Copy every line that contains the string "TypeScript" from the entries below.

:::

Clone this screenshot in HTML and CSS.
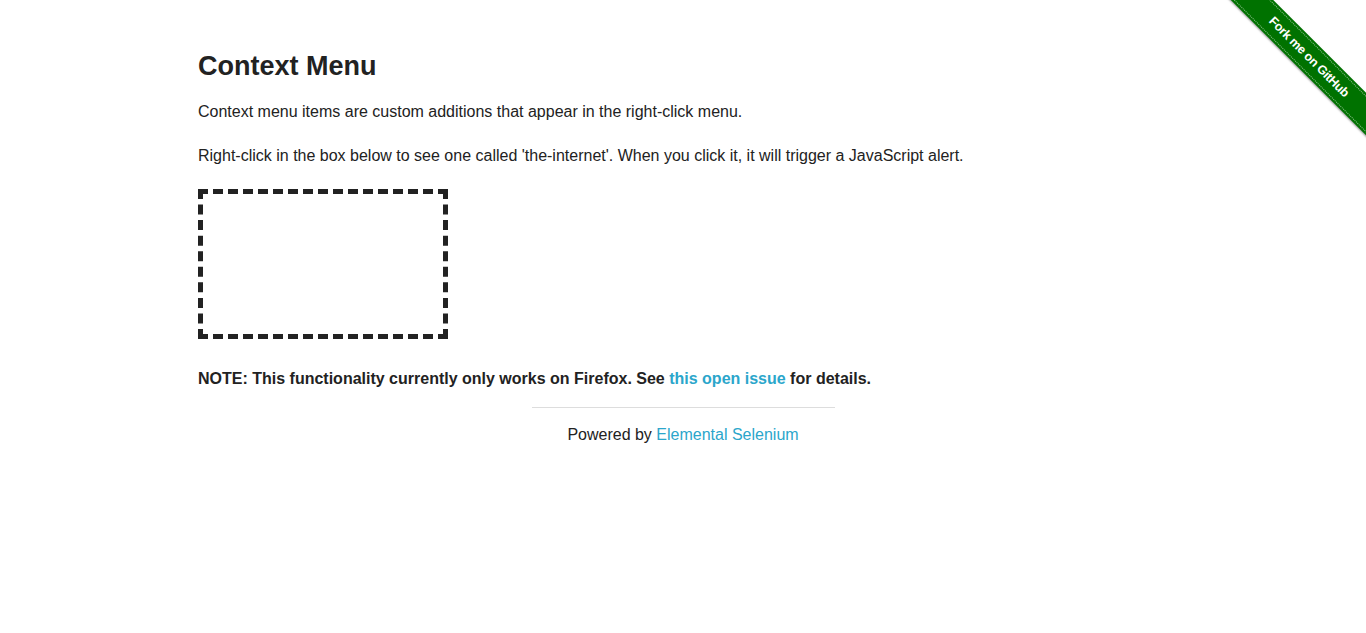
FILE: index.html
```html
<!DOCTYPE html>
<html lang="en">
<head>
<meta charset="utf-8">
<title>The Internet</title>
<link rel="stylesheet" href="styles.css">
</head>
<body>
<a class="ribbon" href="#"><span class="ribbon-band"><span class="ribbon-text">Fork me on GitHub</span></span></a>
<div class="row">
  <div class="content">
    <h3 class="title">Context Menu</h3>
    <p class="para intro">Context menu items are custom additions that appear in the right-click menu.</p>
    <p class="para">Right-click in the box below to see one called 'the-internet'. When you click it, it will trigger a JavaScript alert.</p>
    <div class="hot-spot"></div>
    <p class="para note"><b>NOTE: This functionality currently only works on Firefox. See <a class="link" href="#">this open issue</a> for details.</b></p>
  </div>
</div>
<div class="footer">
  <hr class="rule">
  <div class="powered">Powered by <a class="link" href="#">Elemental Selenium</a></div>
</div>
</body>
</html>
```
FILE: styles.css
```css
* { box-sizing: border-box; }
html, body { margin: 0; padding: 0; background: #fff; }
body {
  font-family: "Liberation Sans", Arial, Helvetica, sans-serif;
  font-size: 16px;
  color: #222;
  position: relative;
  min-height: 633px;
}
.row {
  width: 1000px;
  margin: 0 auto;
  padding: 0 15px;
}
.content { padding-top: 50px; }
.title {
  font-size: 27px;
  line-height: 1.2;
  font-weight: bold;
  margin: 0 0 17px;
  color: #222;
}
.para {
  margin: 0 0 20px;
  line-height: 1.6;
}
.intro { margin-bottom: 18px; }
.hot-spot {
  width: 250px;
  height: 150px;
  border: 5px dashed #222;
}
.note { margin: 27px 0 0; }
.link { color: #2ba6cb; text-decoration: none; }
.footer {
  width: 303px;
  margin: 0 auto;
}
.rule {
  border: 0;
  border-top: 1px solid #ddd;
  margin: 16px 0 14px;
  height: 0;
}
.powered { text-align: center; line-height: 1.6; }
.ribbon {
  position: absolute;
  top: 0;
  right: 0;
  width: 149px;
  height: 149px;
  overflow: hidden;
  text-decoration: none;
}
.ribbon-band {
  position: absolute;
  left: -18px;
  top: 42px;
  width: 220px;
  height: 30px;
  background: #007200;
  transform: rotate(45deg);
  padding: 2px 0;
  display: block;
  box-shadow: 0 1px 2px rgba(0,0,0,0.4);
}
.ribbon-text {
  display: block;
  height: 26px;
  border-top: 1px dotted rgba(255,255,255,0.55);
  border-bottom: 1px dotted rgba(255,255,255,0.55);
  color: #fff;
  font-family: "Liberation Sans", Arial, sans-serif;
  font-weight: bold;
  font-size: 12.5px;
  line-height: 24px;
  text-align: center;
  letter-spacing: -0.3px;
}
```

:::

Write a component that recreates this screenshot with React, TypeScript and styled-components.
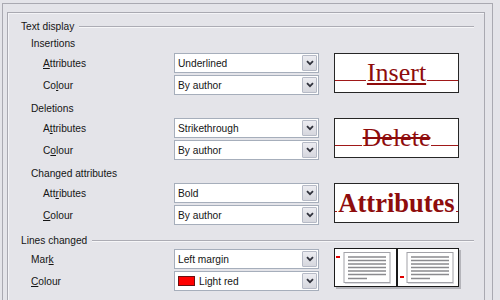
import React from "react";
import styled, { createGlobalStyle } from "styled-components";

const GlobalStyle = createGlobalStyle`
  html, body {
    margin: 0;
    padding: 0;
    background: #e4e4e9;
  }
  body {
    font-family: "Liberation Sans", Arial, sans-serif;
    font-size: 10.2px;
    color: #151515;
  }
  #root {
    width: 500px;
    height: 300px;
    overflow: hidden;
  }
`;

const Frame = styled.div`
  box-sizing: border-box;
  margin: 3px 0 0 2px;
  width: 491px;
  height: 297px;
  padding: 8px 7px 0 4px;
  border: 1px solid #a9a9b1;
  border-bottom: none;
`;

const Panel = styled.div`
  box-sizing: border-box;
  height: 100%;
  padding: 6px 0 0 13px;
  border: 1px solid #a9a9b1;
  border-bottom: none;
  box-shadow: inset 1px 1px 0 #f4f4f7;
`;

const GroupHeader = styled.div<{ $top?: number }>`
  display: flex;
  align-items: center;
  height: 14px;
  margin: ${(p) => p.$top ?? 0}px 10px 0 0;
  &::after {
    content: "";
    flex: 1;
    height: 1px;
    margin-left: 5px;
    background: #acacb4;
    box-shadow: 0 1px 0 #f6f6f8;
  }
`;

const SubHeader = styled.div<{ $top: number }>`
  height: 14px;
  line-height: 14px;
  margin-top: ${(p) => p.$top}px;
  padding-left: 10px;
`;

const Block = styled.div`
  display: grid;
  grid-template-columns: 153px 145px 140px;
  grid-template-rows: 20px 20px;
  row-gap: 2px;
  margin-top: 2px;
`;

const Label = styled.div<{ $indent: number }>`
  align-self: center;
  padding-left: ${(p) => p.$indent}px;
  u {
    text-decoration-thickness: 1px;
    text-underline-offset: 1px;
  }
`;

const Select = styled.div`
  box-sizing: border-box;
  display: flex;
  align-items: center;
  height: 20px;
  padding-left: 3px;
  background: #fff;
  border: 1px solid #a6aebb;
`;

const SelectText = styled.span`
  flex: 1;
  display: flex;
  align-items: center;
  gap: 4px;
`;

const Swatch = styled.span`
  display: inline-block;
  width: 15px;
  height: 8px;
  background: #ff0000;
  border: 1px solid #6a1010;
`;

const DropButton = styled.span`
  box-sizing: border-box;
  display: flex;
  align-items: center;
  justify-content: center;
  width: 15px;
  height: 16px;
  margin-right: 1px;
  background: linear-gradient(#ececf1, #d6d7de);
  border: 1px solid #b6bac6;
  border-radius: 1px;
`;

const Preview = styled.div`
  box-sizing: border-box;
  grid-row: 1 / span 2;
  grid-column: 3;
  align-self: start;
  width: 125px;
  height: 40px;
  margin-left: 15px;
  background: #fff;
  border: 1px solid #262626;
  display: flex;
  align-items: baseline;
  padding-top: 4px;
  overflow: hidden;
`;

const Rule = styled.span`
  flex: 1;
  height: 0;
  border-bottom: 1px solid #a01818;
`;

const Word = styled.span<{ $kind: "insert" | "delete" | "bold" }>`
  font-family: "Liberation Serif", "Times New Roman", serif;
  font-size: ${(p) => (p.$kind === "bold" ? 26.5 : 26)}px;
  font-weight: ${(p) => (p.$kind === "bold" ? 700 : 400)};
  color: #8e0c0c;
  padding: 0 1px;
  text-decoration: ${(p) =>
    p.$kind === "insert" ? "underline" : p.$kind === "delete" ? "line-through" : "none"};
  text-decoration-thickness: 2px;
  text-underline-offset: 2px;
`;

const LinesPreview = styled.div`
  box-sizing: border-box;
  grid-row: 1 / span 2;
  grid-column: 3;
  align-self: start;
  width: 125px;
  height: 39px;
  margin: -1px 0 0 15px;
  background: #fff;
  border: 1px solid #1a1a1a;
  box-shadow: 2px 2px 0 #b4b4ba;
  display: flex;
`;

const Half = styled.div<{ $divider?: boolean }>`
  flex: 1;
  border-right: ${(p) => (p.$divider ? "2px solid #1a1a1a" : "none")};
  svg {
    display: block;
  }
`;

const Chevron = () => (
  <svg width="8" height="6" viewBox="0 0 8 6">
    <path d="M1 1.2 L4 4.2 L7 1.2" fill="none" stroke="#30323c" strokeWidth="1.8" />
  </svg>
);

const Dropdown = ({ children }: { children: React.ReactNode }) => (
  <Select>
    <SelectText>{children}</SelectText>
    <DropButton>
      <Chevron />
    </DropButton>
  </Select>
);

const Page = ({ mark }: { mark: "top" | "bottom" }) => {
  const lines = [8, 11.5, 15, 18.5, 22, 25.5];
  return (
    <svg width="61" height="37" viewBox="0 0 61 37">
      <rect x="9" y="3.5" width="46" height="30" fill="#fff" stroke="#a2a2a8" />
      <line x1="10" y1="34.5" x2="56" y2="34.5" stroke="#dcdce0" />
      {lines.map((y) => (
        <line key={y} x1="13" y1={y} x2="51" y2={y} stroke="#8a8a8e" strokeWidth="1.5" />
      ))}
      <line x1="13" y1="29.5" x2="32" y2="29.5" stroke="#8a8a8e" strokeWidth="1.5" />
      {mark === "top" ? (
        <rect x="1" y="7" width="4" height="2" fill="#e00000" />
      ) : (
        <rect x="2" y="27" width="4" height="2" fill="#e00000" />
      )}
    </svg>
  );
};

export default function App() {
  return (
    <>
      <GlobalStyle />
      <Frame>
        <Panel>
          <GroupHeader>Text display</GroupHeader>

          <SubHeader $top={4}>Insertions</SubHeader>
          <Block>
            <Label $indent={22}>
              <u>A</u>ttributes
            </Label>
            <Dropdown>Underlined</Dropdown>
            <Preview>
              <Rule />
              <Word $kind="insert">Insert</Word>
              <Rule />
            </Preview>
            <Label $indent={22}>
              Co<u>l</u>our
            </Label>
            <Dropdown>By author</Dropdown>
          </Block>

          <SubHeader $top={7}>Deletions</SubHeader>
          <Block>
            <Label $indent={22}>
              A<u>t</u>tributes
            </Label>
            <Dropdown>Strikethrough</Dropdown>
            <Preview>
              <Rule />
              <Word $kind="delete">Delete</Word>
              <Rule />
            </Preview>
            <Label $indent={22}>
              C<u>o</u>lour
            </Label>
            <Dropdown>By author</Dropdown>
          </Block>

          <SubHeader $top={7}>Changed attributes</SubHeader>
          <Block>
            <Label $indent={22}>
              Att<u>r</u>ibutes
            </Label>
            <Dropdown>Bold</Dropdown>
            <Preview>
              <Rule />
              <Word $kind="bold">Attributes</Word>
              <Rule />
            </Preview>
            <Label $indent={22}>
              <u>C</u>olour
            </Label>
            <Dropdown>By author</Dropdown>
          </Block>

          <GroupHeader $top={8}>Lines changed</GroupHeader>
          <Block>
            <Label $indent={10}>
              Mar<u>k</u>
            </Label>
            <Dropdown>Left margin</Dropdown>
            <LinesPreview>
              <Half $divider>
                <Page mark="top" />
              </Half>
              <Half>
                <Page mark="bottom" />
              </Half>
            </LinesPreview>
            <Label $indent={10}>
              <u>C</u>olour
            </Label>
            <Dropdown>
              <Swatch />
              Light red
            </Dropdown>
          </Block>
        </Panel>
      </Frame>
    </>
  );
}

:::

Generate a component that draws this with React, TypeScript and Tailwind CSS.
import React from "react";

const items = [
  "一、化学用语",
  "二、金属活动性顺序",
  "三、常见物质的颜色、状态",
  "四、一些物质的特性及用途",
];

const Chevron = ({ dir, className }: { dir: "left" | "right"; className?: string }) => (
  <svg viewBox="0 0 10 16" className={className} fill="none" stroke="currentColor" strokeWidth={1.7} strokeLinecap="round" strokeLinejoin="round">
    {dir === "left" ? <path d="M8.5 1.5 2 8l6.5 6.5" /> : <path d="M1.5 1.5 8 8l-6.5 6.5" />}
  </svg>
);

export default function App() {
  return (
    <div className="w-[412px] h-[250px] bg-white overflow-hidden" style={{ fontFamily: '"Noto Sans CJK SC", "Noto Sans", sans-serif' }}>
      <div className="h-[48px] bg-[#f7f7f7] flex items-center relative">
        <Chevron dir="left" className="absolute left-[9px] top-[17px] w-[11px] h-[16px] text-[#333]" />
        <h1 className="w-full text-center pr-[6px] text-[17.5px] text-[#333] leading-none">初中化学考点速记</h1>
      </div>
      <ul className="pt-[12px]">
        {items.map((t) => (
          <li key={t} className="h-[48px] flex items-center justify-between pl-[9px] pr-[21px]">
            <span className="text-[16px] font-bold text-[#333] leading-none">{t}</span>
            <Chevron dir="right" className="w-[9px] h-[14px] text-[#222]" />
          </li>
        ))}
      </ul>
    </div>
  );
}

:::

ANSWER FOR THE TASK ->
Write a component that recreates this screenshot with React, TypeScript and styled-components.
Generate a component that draws this with React, TypeScript and Tailwind CSS.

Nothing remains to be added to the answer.